If these misunderstandings were all there was to this minor plot point, we’d argue that Lucky Louie was merely treading typical TV ground. We don’t like race getting mixed up in our merriment, and tend to champion shows where minorities mingle (Seinfeld) but remain peripheral to plots. Here, Louie and Walter have a startling final confrontation which points to the series’ potential. Desperate to get in the black neighbors’ good graces, Louie invites them to a barbeque. After the initial banter, Walter makes it very clear that he personally just doesn’t like Louie. That’s all right, the host says. They don’t have to be friends. But Louie is concerned that his daughter doesn’t have the “proper perspective” on the ethnic makeup of society. He wants to broaden her horizons before she grows up narrow-minded and intolerant.
It’s a moment as startling as the swearing. To hear two adult males address a subject as touchy as race honestly is highly unusual. So is their agreement to fake a friendship for Lucy’s sake. In fact, when Lucky Louie avoids the forced funny business, it’s incredibly cutting and astute. Yet when the comedy creeps over into the smarmy or the crass (as when Louie eats birthday cake out of the garbage can), it exposes the entire enterprise as a publicity stunt.
One example is a conversation Louie has with his muffler shop buddies. In an incredibly silly monologue, Rich (Norton) argues that women once ruled the earth, until men suppressed them and rewrote the history books to wipe out any signs of the females’ more civilized reign. While his views on paternalism as a true political agenda are funny, the rest of the bit is stupid, just mean-spirited misogyny.
In an equally inane sequence, Tina (Kightlinger) schools Kim on the fine art of seduction. Holding a rather large piece of raw meat in her hands, she proceeds to slap and tickle the roast while spewing a collection of crude come-ons. Perhaps if there was a point beyond exploring the explicit, we’d find it satirically satisfying.
Yet Lucky Louie can’t seem to stray beyond its obsession with sex. It’s the focus of the pilot, as well as the 18 June installment, where Louie seeks satisfaction tips from the more skilled Walter (Louie and Kim can hear their neighbors through the walls). In what appears to be an uncomfortable running gag, Louie loves masturbating in the kitchen closet. When he’s caught by his wife, he argues for this “magic time” between a man and his member. As a subtext, such frank depiction of sexual issues is intriguing. But Lucky Louie‘s preoccupation with the prurient threatens to turn a promising spin on the sitcom into a one-note novelty.

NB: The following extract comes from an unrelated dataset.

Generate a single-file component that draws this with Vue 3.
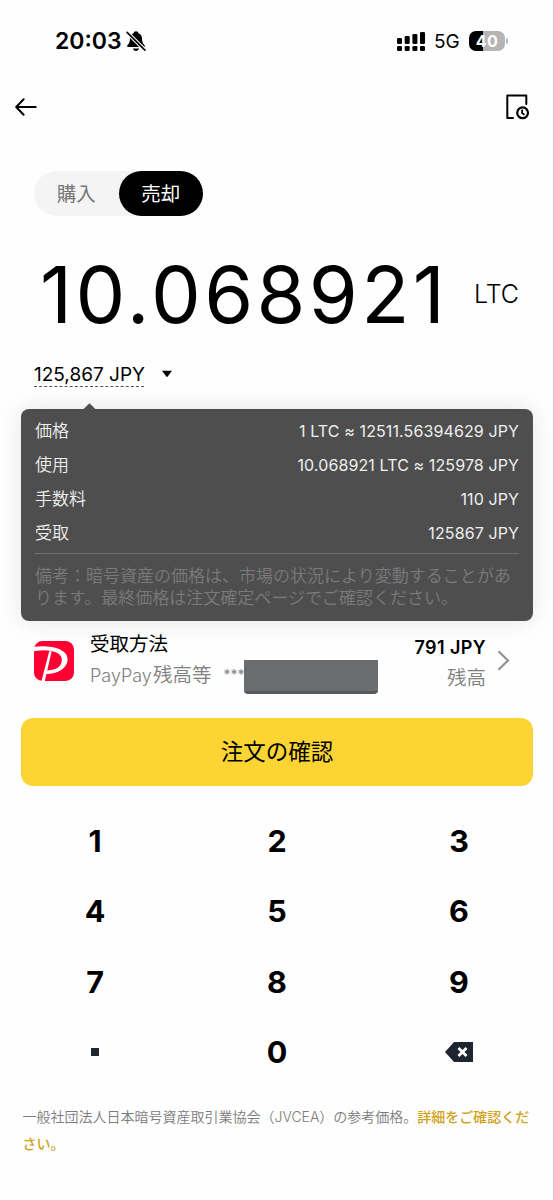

In fact, an effective combination of bluntness and bravery is on display during the very first scene in the very first show. As Louie feeds Lucy her morning meal, he is inundated with a litany of classic “Why?” questions. When he tries to answer each and every inquiry in a truthful manner, she paints him further and further into a corner. At last, Louie snaps, “Because God is dead and we’re all alone.” Satisfied, the child shuts up. It’s a wonderful sequence, smart and sharply written. It doesn’t require cursing to make its point, or nonstop references to penises and vaginas to foster its delights.
Lucky Louie‘s novel nastiness pushes it past the standard stale half-hour comedy. And because most people speak in a less than mature, measured manner, the series hits an intriguing note of everyday authenticity. Once it finds a way to balance out the foul with the funny, it could become the television benchmark it believes it is.